New California State Law Quietly Changes the Definition of Disability

California Fair Employment and Housing Act (FEHA) has been recently amended to expand the definition of disabled beyond that currently applied by the Americans With Disabilities Act (ADA).
New California State Law Quietly Changes the Definition of Disability

While the new OSHA ergonomics rules have employers´ groups filing lawsuits, the California Fair Employment and Housing Act (FEHA) has been recently amended to expand the definition of disabled beyond that currently applied by the Americans With Disabilities Act (ADA).

Assembly Bill 2222 was signed by Governor Gray Davis on September 30th, 2000 and came into effect on January 1st, 2001.   In the past few days lawyers who represent employers have begun to voice their concerns.   California is now out of step with the U.S. Supreme Court´s jurisprudence that in three cases last year interpreted the ADA´s definition of disability.   As well, the Equal Employment Opportunity Commission´s (EEOC) published guidelines (available on their website - www.eeoc.gov) support the Supreme Court´s interpretation.

What Are the Differences?

The key difference from the ADA is in the definition of "disability".   According to the federal law a disability is a condition that "substantially limits" a major life activity.   In the new California state law, workers just need to prove that the condition "makes the achievement of a major life activity difficult".

Another key difference is the issue of mitigating measures.   According to the Supreme Court an individual is not considered disabled if the condition can be corrected or mitigated.   In Sutton v. United Airlines, Inc., 119 S.C. 2139 (1999) the Supreme Court decided that two myopic pilots, who were not hired by the company, were not victims of disability discrimination because they could correct their vision with glasses or contact lenses. This is considered by some to be bad law because the courts defined them as not disabled when they wore their corrective lenses but the employer was allowed to reject their application based upon their uncorrected vision. Under the California law workers will be protected from discrimination even though they have corrected the condition with glasses, hearing aids or by taking medication.

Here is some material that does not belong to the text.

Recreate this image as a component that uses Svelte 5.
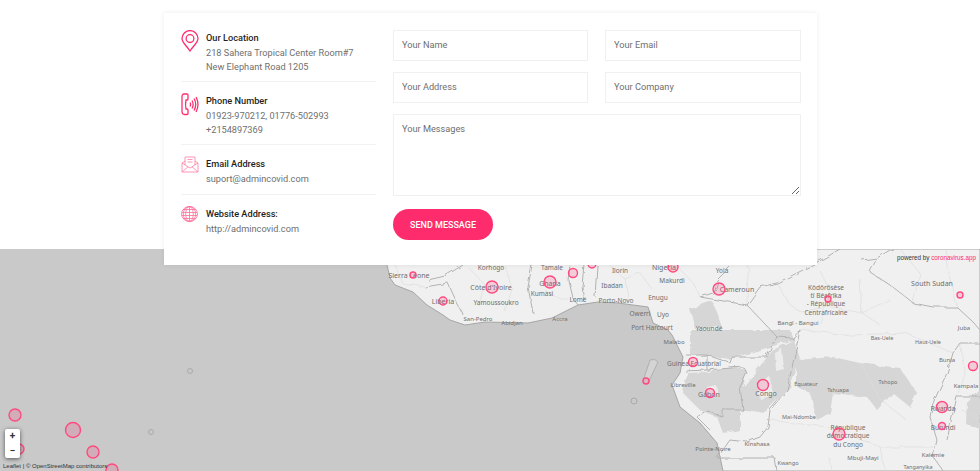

Another key issue in Sutton v. United Airlines was the Supreme Court´s interpretation of a "major life activity".   The Court decided that that the two pilots, who were employed as commercial pilots when they applied for positions with United Airlines, functioned as well with their corrective lenses as someone without a similar impairment.   They therefore were not considered to be substantially limited in a major life activity.

The definition of limiting physical and mental life activities has been expanded.   The new California law enlarges the category of metal disabilities to include emotional and learning disabilities. Medical conditions that were not previously protected include cancer, HIV/AIDS, diabetes, hepatitis, bipolar disorders, epilepsy, heart disease and clinical depression.   Discrimination based on genetic or inheritable conditions is also not allowed.

The new law also states that its definition of a disability takes precedence over the U.S. Supreme Court´s interpretation of the ADA.

The Challenge to Accommodate

According to attorney David Kadue of the law firm Seyfarth Shaw, 80% of disability discrimination suits are dismissed by the courts. This is expected to change with the new legislation.   Such a high percentage of summary judgements in favor of employers should point to an imbalance of power that could change with these amendments to the FEHA. On the other hand, instead of opening a floodgate of discrimination suits, the legislation may challenge employers to accommodate the needs of employees and job applicants.